Days 16-30. Redesign the role explicitly. Have the conversation: “Your role post-AI includes reviewing outputs for contextual accuracy. That judgment is yours. The coordination work that used to take half your week is now automated. We’re giving you protected time for coaching and quality. Here’s what we measure now.”
Days 31-50. Cohort learning kicks off. 8-12 managers per cohort. Real workflows. Peer models drawn from Early Adopters. Sandboxes for the new capabilities.
Days 51-60. Amplify. Champion networks form. Lessons feed back into the next cohort. Performance system tweaks land in parallel so the new behaviors get rewarded.
This is not a training curriculum. It is an operational role redesign that uses training as one of several tactics. Organisations that treat it as a curriculum produce graduates who go back to the same role they had before. Organisations that treat it as a redesign produce a different role.
Your move
Once the technology baseline is in place, the manager layer is the highest-leverage remaining variable in any AI rollout.
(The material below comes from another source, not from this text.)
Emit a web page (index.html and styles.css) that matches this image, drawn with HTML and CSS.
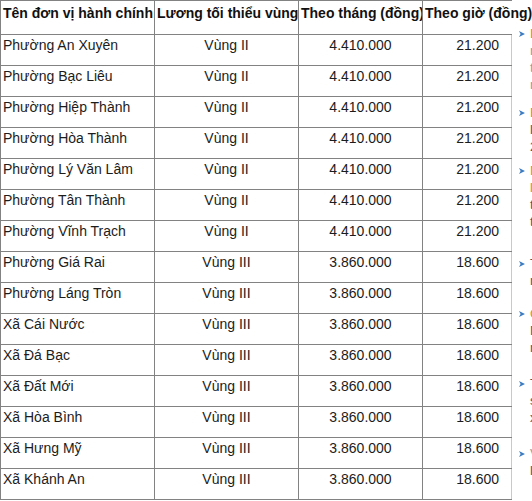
FILE: index.html
```html
<!DOCTYPE html>
<html lang="vi">
<head>
<meta charset="utf-8">
<link rel="stylesheet" href="styles.css">
</head>
<body>
<div class="page">
  <table class="wage">
    <colgroup>
      <col class="c1"><col class="c2"><col class="c3"><col class="c4">
    </colgroup>
    <thead>
      <tr><th>Tên đơn vị hành chính</th><th>Lương tối thiểu vùng</th><th>Theo tháng (đồng)</th><th class="last">Theo giờ (đồng)</th></tr>
    </thead>
    <tbody>
      <tr><td>Phường An Xuyên</td><td class="ctr">Vùng II</td><td class="ctr">4.410.000</td><td class="hr">21.200</td></tr>
      <tr><td>Phường Bạc Liêu</td><td class="ctr">Vùng II</td><td class="ctr">4.410.000</td><td class="hr">21.200</td></tr>
      <tr><td>Phường Hiệp Thành</td><td class="ctr">Vùng II</td><td class="ctr">4.410.000</td><td class="hr">21.200</td></tr>
      <tr><td>Phường Hòa Thành</td><td class="ctr">Vùng II</td><td class="ctr">4.410.000</td><td class="hr">21.200</td></tr>
      <tr><td>Phường Lý Văn Lâm</td><td class="ctr">Vùng II</td><td class="ctr">4.410.000</td><td class="hr">21.200</td></tr>
      <tr><td>Phường Tân Thành</td><td class="ctr">Vùng II</td><td class="ctr">4.410.000</td><td class="hr">21.200</td></tr>
      <tr><td>Phường Vĩnh Trạch</td><td class="ctr">Vùng II</td><td class="ctr">4.410.000</td><td class="hr">21.200</td></tr>
      <tr><td>Phường Giá Rai</td><td class="ctr">Vùng III</td><td class="ctr">3.860.000</td><td class="hr">18.600</td></tr>
      <tr><td>Phường Láng Tròn</td><td class="ctr">Vùng III</td><td class="ctr">3.860.000</td><td class="hr">18.600</td></tr>
      <tr><td>Xã Cái Nước</td><td class="ctr">Vùng III</td><td class="ctr">3.860.000</td><td class="hr">18.600</td></tr>
      <tr><td>Xã Đá Bạc</td><td class="ctr">Vùng III</td><td class="ctr">3.860.000</td><td class="hr">18.600</td></tr>
      <tr><td>Xã Đất Mới</td><td class="ctr">Vùng III</td><td class="ctr">3.860.000</td><td class="hr">18.600</td></tr>
      <tr><td>Xã Hòa Bình</td><td class="ctr">Vùng III</td><td class="ctr">3.860.000</td><td class="hr">18.600</td></tr>
      <tr><td>Xã Hưng Mỹ</td><td class="ctr">Vùng III</td><td class="ctr">3.860.000</td><td class="hr">18.600</td></tr>
      <tr><td>Xã Khánh An</td><td class="ctr">Vùng III</td><td class="ctr">3.860.000</td><td class="hr">18.600</td></tr>
    </tbody>
  </table>
  <aside class="side">
    <ul class="links">
      <li class="item h79"><svg class="arr" width="6" height="6" viewBox="0 0 6 6"><path d="M0 0L6 3L0 6L1.6 3Z"/></svg><div class="txt"><span class="ln or">Lương</span><span class="ln gy">mới</span><span class="ln gy">từ</span><span class="ln gy">nay</span></div></li>
      <li class="item h58"><svg class="arr" width="6" height="6" viewBox="0 0 6 6"><path d="M0 0L6 3L0 6L1.6 3Z"/></svg><div class="txt"><span class="ln or">Bảng</span><span class="ln dk">lương</span><span class="ln dk">2025</span></div></li>
      <li class="item h93"><svg class="arr" width="6" height="6" viewBox="0 0 6 6"><path d="M0 0L6 3L0 6L1.6 3Z"/></svg><div class="txt"><span class="ln or">Mức</span><span class="ln or">lương</span><span class="ln dk">tối</span><span class="ln dk">thiểu</span></div></li>
      <li class="item h50"><svg class="arr" width="6" height="6" viewBox="0 0 6 6"><path d="M0 0L6 3L0 6L1.6 3Z"/></svg><div class="txt"><span class="ln dk">Tin</span><span class="ln dk">mới</span></div></li>
      <li class="item h70"><svg class="arr" width="6" height="6" viewBox="0 0 6 6"><path d="M0 0L6 3L0 6L1.6 3Z"/></svg><div class="txt"><span class="ln or">Cà</span><span class="ln dk">Mau</span><span class="ln dk">mới</span></div></li>
      <li class="item h70"><svg class="arr" width="6" height="6" viewBox="0 0 6 6"><path d="M0 0L6 3L0 6L1.6 3Z"/></svg><div class="txt"><span class="ln dk">Thời</span><span class="ln dk">sự</span><span class="ln dk">xã</span></div></li>
      <li class="item h70"><svg class="arr" width="6" height="6" viewBox="0 0 6 6"><path d="M0 0L6 3L0 6L1.6 3Z"/></svg><div class="txt"><span class="ln gy">Việc</span><span class="ln dk">làm</span></div></li>
    </ul>
  </aside>
</div>
</body>
</html>
```

FILE: styles.css
```css
html, body {
  margin: 0;
  padding: 0;
  background: #ffffff;
}

.page {
  display: flex;
  align-items: flex-start;
  width: 532px;
  height: 501px;
  overflow: hidden;
  font-family: "Liberation Sans", Arial, sans-serif;
  color: #1c1c1c;
}

.wage {
  border-collapse: collapse;
  table-layout: fixed;
  width: 511px;
  flex-shrink: 0;
  font-size: 14px;
}

.c1 { width: 154px; }
.c2 { width: 144px; }
.c3 { width: 124px; }
.c4 { width: 89px; }

.wage th,
.wage td {
  border: 1px solid #828282;
  line-height: 16px;
  vertical-align: top;
  white-space: nowrap;
  overflow: hidden;
}

.wage th {
  font-weight: bold;
  text-align: left;
  padding: 4px 0 13px 2px;
  color: #111;
}

.wage th.last {
  overflow: visible;
  border-right-color: transparent;
}

.wage td {
  padding: 2px 2px 12px 2px;
}

.wage td:last-child {
  border-right-color: #c9c9c9;
}

.wage .ctr { text-align: center; }
.wage .hr { text-align: right; padding-right: 12px; }

.side {
  flex-shrink: 0;
  width: 200px;
  padding-top: 30px;
}

.links {
  list-style: none;
  margin: 0;
  padding: 0;
}

.item {
  display: flex;
  align-items: flex-start;
  gap: 5px;
  padding-left: 7px;
  box-sizing: border-box;
}

.h79 { height: 79px; }
.h58 { height: 58px; }
.h93 { height: 93px; }
.h50 { height: 50px; }
.h70 { height: 70px; }

.arr {
  flex-shrink: 0;
  margin-top: 1px;
  fill: #3d7cc0;
}

.txt {
  display: flex;
  flex-direction: column;
  font-size: 13px;
  line-height: 17px;
  margin-top: -5px;
}

.ln { display: block; }
.or { color: #d28a3c; }
.dk { color: #555; }
.gy { color: #999; }
```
It is where most organisational variance gets controlled or released. It’s also the cheapest fix on the menu compared to another vendor contract or another data platform.
Gartner projects that 20 percent of organisations will use AI to eliminate more than half of their current middle-management positions by 2026. The flattening pressure is real, and the temptation is to read it as proof that the layer is dispensable. The evidence cuts the other way. Organisations that flatten without deliberate role redesign create either vacuums of translation capacity or defensive middle layers that slow rather than accelerate. Gartner’s same research finds that employees who perceive an AI rollout as a job threat are 27 percent less likely to stay, which means the cost of getting this wrong shows up in attrition before it shows up in adoption metrics.
The reason it stays unfixed is not that it’s hard or expensive. The reason is that nobody has owned it. Someone reading this will, within their organisation. The question is whether it’s you.